Mehrere Tausend Verfahren rund um Corona

Es sei auch zu erwarten, dass Menschen, die nach Corona-Erkrankungen dauerhaft nicht gesund würden, Rentenanträge stellten – einschließlich der damit verbundenen Rechtsstreitigkeiten. Noch gebe es keine wirkliche Prozesswelle, die Begutachtungen zu Covid-Erkrankungen stünden noch am Anfang, «aber da kommt was auf uns zu», sagte Blüggel. In der Summe könne es sich bundesweit um mehrere Tausend Verfahren rund um Corona handeln.
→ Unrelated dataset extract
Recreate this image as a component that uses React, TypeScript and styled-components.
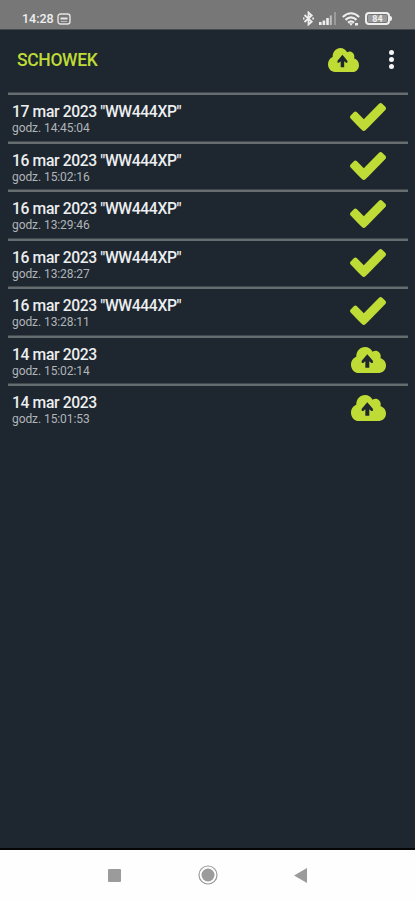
import React from 'react';
import styled, { createGlobalStyle } from 'styled-components';

const lime = '#bedb36';
const navy = '#1e262f';

const GlobalStyle = createGlobalStyle`
  * { box-sizing: border-box; }
  body { margin: 0; background: ${navy}; font-family: Roboto, "Liberation Sans", sans-serif; }
`;

const Screen = styled.div`
  width: 415px;
  height: 900px;
  display: flex;
  flex-direction: column;
  overflow: hidden;
  background: ${navy};
`;

const StatusBar = styled.div`
  flex: none;
  height: 30px;
  padding: 8px 23px 0 22px;
  display: flex;
  justify-content: space-between;
  background: #777777;
  border-bottom: 1px solid #454a4f;
  color: #eeeeee;
`;

const Clock = styled.span`
  width: 33px;
  font-size: 12.5px;
  line-height: 21px;
  font-weight: 500;
  white-space: nowrap;
`;

const StatusGroup = styled.div<{ $gap: number }>`
  display: flex;
  align-items: center;
  gap: ${(p) => p.$gap}px;
  height: 21px;
`;

const Battery = styled.div`
  display: flex;
  align-items: center;
`;

const BatteryBody = styled.div`
  width: 25px;
  height: 13px;
  border: 2px solid #eeeeee;
  border-radius: 4px;
  display: flex;
  align-items: center;
  justify-content: center;
  font-size: 9px;
  line-height: 8px;
  font-weight: 700;
  background: #9a9a9a;
  box-shadow: inset 0 0 0 1px #777777;
`;

const BatteryTip = styled.div`
  width: 2px;
  height: 5px;
  background: #eeeeee;
  border-radius: 0 2px 2px 0;
`;

const Header = styled.header`
  flex: none;
  height: 63px;
  padding: 0 20px 4px 17px;
  display: flex;
  align-items: center;
`;

const Title = styled.h1`
  flex: 1;
  margin: 0;
  font-size: 17.5px;
  font-weight: 500;
  letter-spacing: -0.35px;
  color: ${lime};
`;

const MenuDots = styled.div`
  width: 6px;
  margin-left: 30px;
  display: flex;
  flex-direction: column;
  align-items: flex-start;
  gap: 2px;
`;

const Dot = styled.span`
  width: 5px;
  height: 5px;
  border-radius: 50%;
  background: #f4f4f4;
`;

const List = styled.main`
  flex: 1;
  padding: 0 7px 0 8px;
`;

const Row = styled.div`
  height: 48.5px;
  border-top: 2px solid #666d71;
  box-shadow: 0 -1px #41494f;
  display: flex;
  justify-content: space-between;
  padding: 7px 22px 0 4px;
`;

const Label = styled.div`
  display: flex;
  flex-direction: column;
  padding-top: 1px;
`;

const Day = styled.span`
  font-size: 15.7px;
  line-height: 18px;
  font-weight: 500;
  letter-spacing: -0.38px;
  color: #eceeef;
  white-space: nowrap;
`;

const Hour = styled.span`
  font-size: 12px;
  line-height: 14px;
  letter-spacing: -0.08px;
  color: #b0b5b9;
  white-space: nowrap;
`;

const NavBar = styled.nav`
  flex: none;
  height: 52px;
  border-top: 2px solid #050608;
  background: #fefefe;
  display: grid;
  grid-template-columns: 14px 20px 13px;
  column-gap: 76.5px;
  padding-left: 107px;
  align-items: center;
  justify-items: center;
`;

const Icon = styled.svg`
  display: block;
  flex: none;
`;

const Cloud = ({ width, height }: { width: number; height: number }) => (
  <Icon width={width} height={height} viewBox="0 32 640 448" preserveAspectRatio="none">
    <path
      fill={lime}
      d="M537.600 226.600c4.100-10.700 6.400-22.400 6.400-34.600 0-53-43-96-96-96-19.700 0-38.100 6-53.300 16.200C367 64.200 315.300 32 256 32c-88.400 0-160 71.600-160 160 0 2.700.1 5.400.2 8.100C40.200 219.800 0 273.200 0 336c0 79.500 64.500 144 144 144h368c70.700 0 128-57.300 128-128 0-61.900-44-113.600-102.400-125.400z"
    />
    <path fill={navy} d="M298 156 400 270v36h-28l-38-28v112h-72V278l-38 28h-28v-36z" />
  </Icon>
);

const Check = () => (
  <Icon width="36" height="28" viewBox="121 334 1550 1188" preserveAspectRatio="none" fill={lime}>
    <path d="M1671 566q0 40-28 68l-724 724-136 136q-28 28-68 28t-68-28l-136-136-362-362q-28-28-28-68t28-68l136-136q28-28 68-28t68 28l294 295 656-657q28-28 68-28t68 28l136 136q28 28 28 68z" />
  </Icon>
);

const Bluetooth = () => (
  <Icon width="11" height="15" viewBox="0 0 11 15" fill="none" stroke="#eee" strokeWidth="1.800">
    <path d="M1.500 4 8.700 10.700 5.500 13.500V1.500l3.200 3L1.500 11" />
    <path d="M0 7.500h1.500M9.300 7.500h1.700" />
  </Icon>
);

const Signal = () => (
  <Icon width="18" height="13" viewBox="0 0 18 13" fill="#eee">
    <path d="M0 10h2.600v3H0zM3.600 8.500h2.600V13H3.600zM7.200 6h2.600v7H7.200z" />
    <path opacity=".6" d="M10.800 3.500h2V13h-2z" />
    <path opacity=".3" d="M15 0h2v13h-2z" />
  </Icon>
);

const Wifi = () => (
  <Icon width="18" height="14" viewBox="0 0 18 14" fill="none" stroke="#eee" strokeWidth="2.100">
    <path d="M.8 5q8.200-7.500 16.400 0M3.500 7.900q5.500-5 11 0M6 10.600q3-2.600 6 0" />
    <path d="m7 11.300 2 2.500 2-2.500zM13 11h3v2.500h-3z" fill="#eee" stroke="none" />
  </Icon>
);

const Notice = () => (
  <Icon width="14" height="12" viewBox="0 0 14 12" fill="none" stroke="#e4e4e4">
    <rect x="1" y="1" width="12" height="10" rx="2.500" strokeWidth="1.400" />
    <path d="M3.500 5.500h7" strokeWidth="2" />
    <path d="M4 8.500h6" strokeWidth=".6" />
  </Icon>
);

const entries = [
  { day: '17 mar 2023 "WW444XP"', hour: '14:45:04', sent: true },
  { day: '16 mar 2023 "WW444XP"', hour: '15:02:16', sent: true },
  { day: '16 mar 2023 "WW444XP"', hour: '13:29:46', sent: true },
  { day: '16 mar 2023 "WW444XP"', hour: '13:28:27', sent: true },
  { day: '16 mar 2023 "WW444XP"', hour: '13:28:11', sent: true },
  { day: '14 mar 2023', hour: '15:02:14', sent: false },
  { day: '14 mar 2023', hour: '15:01:53', sent: false },
];

const IconSlot = styled.div<{ $offset: number }>`
  padding-top: ${(p) => p.$offset}px;
`;

export default function App() {
  return (
    <>
      <GlobalStyle />
      <Screen>
        <StatusBar>
          <StatusGroup $gap={2}>
            <Clock>14:28</Clock>
            <Notice />
          </StatusGroup>
          <StatusGroup $gap={5}>
            <Bluetooth />
            <Signal />
            <Wifi />
            <Battery>
              <BatteryBody>84</BatteryBody>
              <BatteryTip />
            </Battery>
          </StatusGroup>
        </StatusBar>
        <Header>
          <Title>SCHOWEK</Title>
          <Cloud width={31} height={24} />
          <MenuDots>
            <Dot />
            <Dot />
            <Dot />
          </MenuDots>
        </Header>
        <List>
          {entries.map((e) => (
            <Row key={e.hour}>
              <Label>
                <Day>{e.day}</Day>
                <Hour>godz. {e.hour}</Hour>
              </Label>
              <IconSlot $offset={e.sent ? 1 : 2}>
                {e.sent ? <Check /> : <Cloud width={35} height={26} />}
              </IconSlot>
            </Row>
          ))}
        </List>
        <NavBar>
          <Icon width="13" height="13" viewBox="0 0 13 13">
            <rect width="13" height="13" rx="1" fill="#9b9b9b" />
          </Icon>
          <Icon width="20" height="20" viewBox="0 0 20 20">
            <circle cx="10" cy="10" r="9" fill="none" stroke="#9b9b9b" strokeWidth="1.200" />
            <circle cx="10" cy="10" r="6.500" fill="#9b9b9b" />
          </Icon>
          <Icon width="13" height="15" viewBox="0 0 13 15">
            <path d="M13 0v15L0 7.500z" fill="#9b9b9b" />
          </Icon>
        </NavBar>
      </Screen>
    </>
  );
}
Höhere Verfahrenseingänge seien auch zur Grundsicherung für arbeitsuchende Ukraine-Flüchtlinge zu erwarten. Ihre Integration in den Arbeitsmarkt stehe noch ganz am Anfang und werde viel Zeit benötigen. «Und je länger der Leistungsbezug geht, desto mehr Streitigkeiten gibt es erfahrungsgemäß», sagte der LSG-Präsident. Kriegsflüchtlinge aus der Ukraine bekommen nach einer Entscheidung der Bundesregierung seit Juni 2022 Zugang zu den Grundsicherungssystemen – haben also Anspruch etwa auf Bürger- und Kindergeld.

Wie groß darf die Wohnung für Bürgergeld-Empfänger sein?

Für Leistungen der Grundsicherung habe es während der Corona-Pandemie Sonderregelungen gegeben, die aber inzwischen ausgelaufen seien, sagte Blüggel. Damit gingen die Streitigkeiten wieder los – etwa um die von den Jobcentern unterschiedlich bewertete Frage, welche Wohnungsgröße für Bürgergeld-Empfänger angemessen ist.

In Nordrhein-Westfalen sind acht Sozialgerichte und ein Landessozialgericht für Rechtsstreitigkeiten rund um Krankheit, Rente, Arbeitslosigkeit, Unfälle oder Pflege zuständig. Die Zahl der Verfahren geht – wie im Bundesschnitt – seit einigen Jahren zurück – unter anderem, weil eine Klagewelle der Vergangenheit zu Abrechnungen von Krankenhäusern inzwischen deutlich abgeebbt ist, wie Blüggel sagte.

Die nachlassende Belastung werde genutzt, um Aktenberge zu verringern, sagte Blüggel. So sei im vergangenen Jahr bei den Sozialgerichten die Zahl der nicht erledigten Verfahren um mehr als 6200 auf 87 106 verringert worden.

Verfahren dauern noch zu lang

Dennoch sei die Verfahrensdauer noch nicht befriedigend, sagte Blüggel: Im Schnitt habe es im vergangenen Jahr 16,4 Monate gedauert, bis Kläger vor NRW-Sozialgerichten – also der ersten Instanz – eine Entscheidung bekommen hätten.

In Eilverfahren liege die durchschnittliche Laufzeit bei 1,7 Monaten. Wenn es aus dringenden Gründen – etwa bei der Erstattung strittiger teurer Behandlungen von Schwerkranken – noch schneller gehen müsse, gehe das aber auch. «Wenn es sein muss, können wir auch in wenigen Tagen entscheiden.»